▶ _Dataset section_:
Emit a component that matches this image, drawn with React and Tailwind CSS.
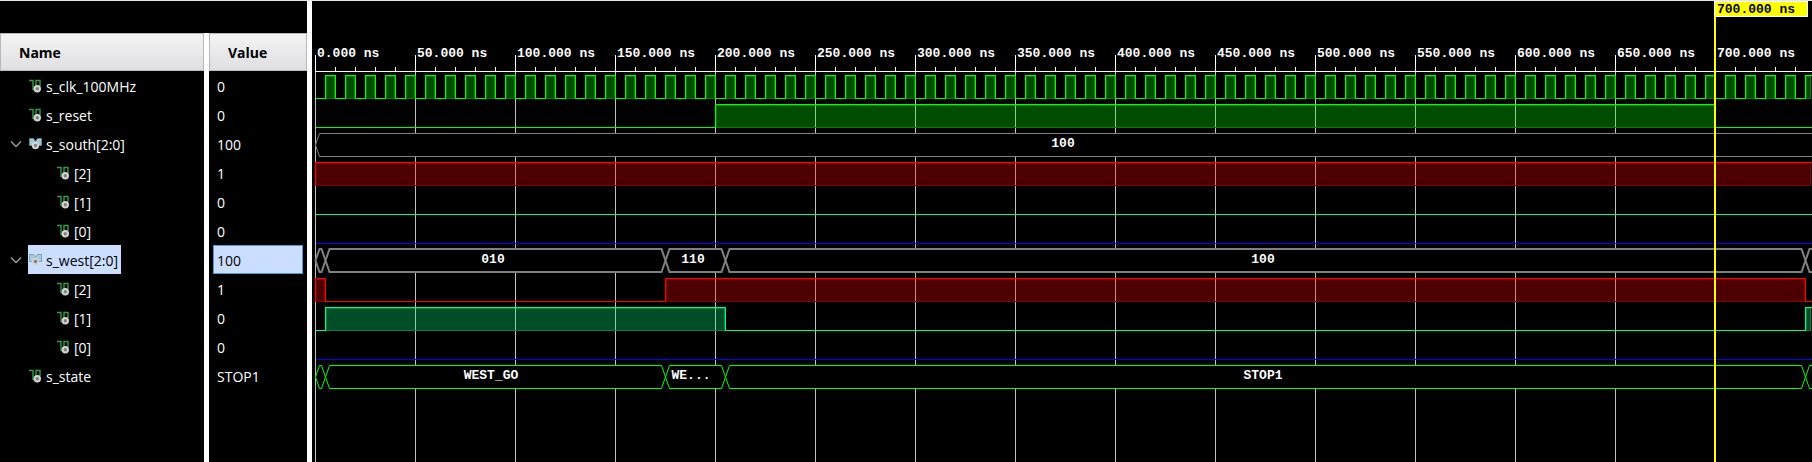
const GREEN = "#00ff00";
const RED = "#ff0000";
const MINT = "#00ff80";
const BLUE = "#0000ff";
const GRAY = "#808080";

const ROW = 29;
const RULER = 70;
const ORIGIN = 3;
const PX_PER_NS = 2;
const VIEW_END = 748;
const toX = (ns) => ORIGIN + ns * PX_PER_NS;

const clockHighs = Array.from({ length: 75 }, (_, i) => [5 + i * 10, 10 + i * 10]);
const stateChanges = [0, 5, 175, 205, 745];

const signals = [
  { name: "s_clk_100MHz", value: "0", wave: { color: GREEN, highs: clockHighs } },
  { name: "s_reset", value: "0", wave: { color: GREEN, highs: [[200, 700]] } },
  { name: "s_south[2:0]", value: "100", group: true, bus: { color: GRAY, changes: [0], labels: [["100", 374]] } },
  { name: "[2]", value: "1", child: true, wave: { color: RED, highs: [[0, 760]] } },
  { name: "[1]", value: "0", child: true, wave: { color: MINT, highs: [] } },
  { name: "[0]", value: "0", child: true, wave: { color: BLUE, highs: [] } },
  {
    name: "s_west[2:0]",
    value: "100",
    group: true,
    selected: true,
    bus: { color: GRAY, thick: true, changes: stateChanges, labels: [["010", 89], ["110", 189], ["100", 474]] },
  },
  { name: "[2]", value: "1", child: true, wave: { color: RED, highs: [[0, 5], [175, 745]] } },
  { name: "[1]", value: "0", child: true, wave: { color: MINT, highs: [[5, 205], [745, 760]] } },
  { name: "[0]", value: "0", child: true, wave: { color: BLUE, highs: [] } },
  {
    name: "s_state",
    value: "STOP1",
    bus: { color: GREEN, changes: stateChanges, labels: [["WEST_GO", 88], ["WE...", 188], ["STOP1", 474]] },
  },
];

function BitIcon() {
  return (
    <svg className="h-4 w-3 shrink-0" viewBox="0 0 12 16" aria-hidden="true">
      <path d="M0 2.500h4v9.500M4 11.500H7V2.500h4V8" fill="none" stroke="#2f9e44" strokeWidth="1.400" />
      <circle cx="8.300" cy="10.800" r="2.700" fill="#808080" stroke="#d4d4d4" strokeWidth="2" />
    </svg>
  );
}

function BusIcon({ selected }) {
  return (
    <svg className="h-4 w-3 shrink-0 overflow-visible" viewBox="0 0 12 16" aria-hidden="true">
      <path
        d="M.5 2.500H4.500L6.500 5.500L8.500 2.500H12.500V9.500H.5Z"
        fill={selected ? "#9fcfe0" : "#9ccbe0"}
        stroke={selected ? "#8799a0" : "#6f8792"}
        strokeWidth=".9"
      />
      <circle cx="6.500" cy="9.500" r="2.700" fill="#808080" stroke="#d4d4d4" strokeWidth="2" />
    </svg>
  );
}

function SignalTable() {
  return (
    <table className="h-full w-full table-fixed border-separate border-spacing-0 text-left text-sm text-white">
      <colgroup>
        <col className="w-[204px]" />
        <col className="w-[5px]" />
        <col />
      </colgroup>
      <thead>
        <tr className="h-[38px] text-black">
          <th className="border border-[#b8b8b8] bg-linear-to-b from-[#f4f4f4] to-[#dfdfe3] pt-0.5 pr-0 pb-0 pl-[18px] font-bold">
            Name
          </th>
          <td className="bg-white p-0" />
          <th className="border border-[#b8b8b8] bg-linear-to-b from-[#f4f4f4] to-[#dfdfe3] pt-0.5 pr-0 pb-0 pl-[18px] font-bold">
            Value
          </th>
        </tr>
      </thead>
      <tbody>
        {signals.map((s, i) => (
          <tr key={i} className="h-[29px]">
            <td className="p-0">
              <div className={s.child ? "flex h-[29px] items-center pl-14" : "flex h-[29px] items-center"}>
                {!s.child && (
                  <span className="flex w-7 shrink-0 justify-center pl-1">
                    {s.group && (
                      <button type="button" aria-label={"Collapse " + s.name} aria-expanded="true">
                        <svg className="h-3 w-3" viewBox="0 0 12 12" aria-hidden="true">
                          <path d="M1 3.500l5 5 5-5" fill="none" stroke="#9a9a9a" strokeWidth="1.500" />
                        </svg>
                      </button>
                    )}
                  </span>
                )}
                <span
                  className={
                    s.selected
                      ? "flex h-full items-center gap-[5px] bg-[#cbdeff] pr-[3px] pl-px text-black"
                      : "flex h-full items-center gap-[5px] pl-px"
                  }
                >
                  {s.group ? <BusIcon selected={s.selected} /> : <BitIcon />}
                  <span className="pt-0.5">{s.name}</span>
                </span>
              </div>
            </td>
            <td className="bg-white p-0" />
            <td className="py-0 pr-1 pl-1">
              <div
                className={
                  s.selected
                    ? "flex h-[29px] items-center border border-[#4a9ad4] bg-[#cbdeff] px-[3px] pt-0.5 text-black"
                    : "flex h-[29px] items-center px-1 pt-0.5"
                }
              >
                {s.value}
              </div>
            </td>
          </tr>
        ))}
        <tr>
          <td className="p-0" />
          <td className="bg-white p-0" />
          <td className="p-0" />
        </tr>
      </tbody>
    </table>
  );
}

function BitWave({ y, color, highs }) {
  const top = y + 4;
  const low = y + 27;
  let line = "M" + (ORIGIN + 0.5) + " " + (low + 0.5);
  highs.forEach(([a, b]) => {
    line += "H" + (toX(a) + 0.5) + "V" + (top + 0.5) + "H" + (toX(b) + 0.5) + "V" + (low + 0.5);
  });
  line += "H1700";
  return (
    <g shapeRendering="crispEdges">
      <path d={line} fill="none" stroke={color} />
      {highs.map(([a, b]) => {
        const left = toX(a) + 1;
        const right = Math.min(toX(b), toX(VIEW_END));
        return (
          <g key={a}>
            <rect x={left} y={low} width={right - left} height="1" fill="#000" />
            <rect x={left} y={top + 1} width={right - left} height={low - top} fill={color} fillOpacity=".3" />
            <rect
              x={left + 0.5}
              y={top + 1.5}
              width={right - left - 1}
              height={low - top - 1}
              fill="none"
              stroke={color}
              strokeOpacity=".3"
            />
          </g>
        );
      })}
    </g>
  );
}

function BusWave({ y, color, thick, changes, labels }) {
  const shift = thick ? 0 : 0.5;
  const top = y + 4 + shift;
  const low = y + 27 + shift;
  const mid = (top + low) / 2;
  return (
    <g>
      {changes.map((t, i) => {
        const a = toX(t) + 0.5;
        const last = i === changes.length - 1;
        const b = last ? 1700 : toX(changes[i + 1]) + 0.5;
        return (
          <path
            key={t}
            d={`M${a} ${mid}L${a + 4} ${top}H${b - 4}L${b} ${mid}L${b - 4} ${low}H${a + 4}Z`}
            fill="#000"
            stroke={color}
            strokeWidth={thick ? 2 : 1}
          />
        );
      })}
      {labels.map(([text, at]) => (
        <text key={at} x={toX(at)} y={y + 18} textAnchor="middle" fill="#fff">
          {text}
        </text>
      ))}
    </g>
  );
}

function Waveform() {
  const majors = Array.from({ length: 15 }, (_, i) => i * 50);
  const minors = Array.from({ length: 75 }, (_, i) => i * 10);
  return (
    <svg
      className="h-full w-full font-['Liberation_Mono',monospace] text-[13px] font-bold"
      role="img"
      aria-label="Signal waveforms"
    >
      <g fill="#c0c0c0">
        {majors.map((t) => (
          <rect key={t} x={toX(t)} y={RULER} width="1" height="100%" />
        ))}
      </g>
      <g fill="#fff">
        {minors.map((t) => (
          <rect key={t} x={toX(t)} y={RULER - 4} width="1" height="4" />
        ))}
        {majors.map((t) => (
          <g key={t}>
            <rect x={toX(t)} y={RULER - 16} width="1" height="16" />
            <text x={toX(t) + 2} y={RULER - 14}>
              {t + ".000 ns"}
            </text>
          </g>
        ))}
        <rect x={ORIGIN} y={RULER} width="100%" height="1" />
      </g>
      {signals.map((s, i) =>
        s.bus ? (
          <BusWave key={i} y={RULER + i * ROW} {...s.bus} />
        ) : (
          <BitWave key={i} y={RULER + i * ROW} {...s.wave} />
        )
      )}
      <rect x={toX(700) - 1} y="0" width="2" height="100%" fill="#ffff00" />
      <rect x={toX(700) - 0.5} y=".5" width="93" height="15" fill="#ffff00" stroke="#fff" />
      <text x={toX(700) + 2} y="12" fill="#000">
        700.000 ns
      </text>
    </svg>
  );
}

export default function App() {
  return (
    <main className="flex h-screen min-h-[400px] overflow-hidden border-t border-[#e4e8e8] bg-black font-['Open_Sans','Noto_Sans',sans-serif]">
      <section aria-label="Signals" className="grid w-[307px] shrink-0 grid-rows-[32px_1fr]">
        <div />
        <SignalTable />
      </section>
      <div className="w-[5px] shrink-0 bg-white" />
      <section aria-label="Waveforms" className="min-w-0 flex-1">
        <Waveform />
      </section>
    </main>
  );
}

▶ _Written request_:
Print, exactly as written, the lines above from the first one to the one containing "const stateChanges = [0, 5, 175, 205, 745];". Leave out pictures.

▶ _Result for this task_:
Emit a component that matches this image, drawn with React and Tailwind CSS.
const GREEN = "#00ff00";
const RED = "#ff0000";
const MINT = "#00ff80";
const BLUE = "#0000ff";
const GRAY = "#808080";

const ROW = 29;
const RULER = 70;
const ORIGIN = 3;
const PX_PER_NS = 2;
const VIEW_END = 748;
const toX = (ns) => ORIGIN + ns * PX_PER_NS;

const clockHighs = Array.from({ length: 75 }, (_, i) => [5 + i * 10, 10 + i * 10]);
const stateChanges = [0, 5, 175, 205, 745];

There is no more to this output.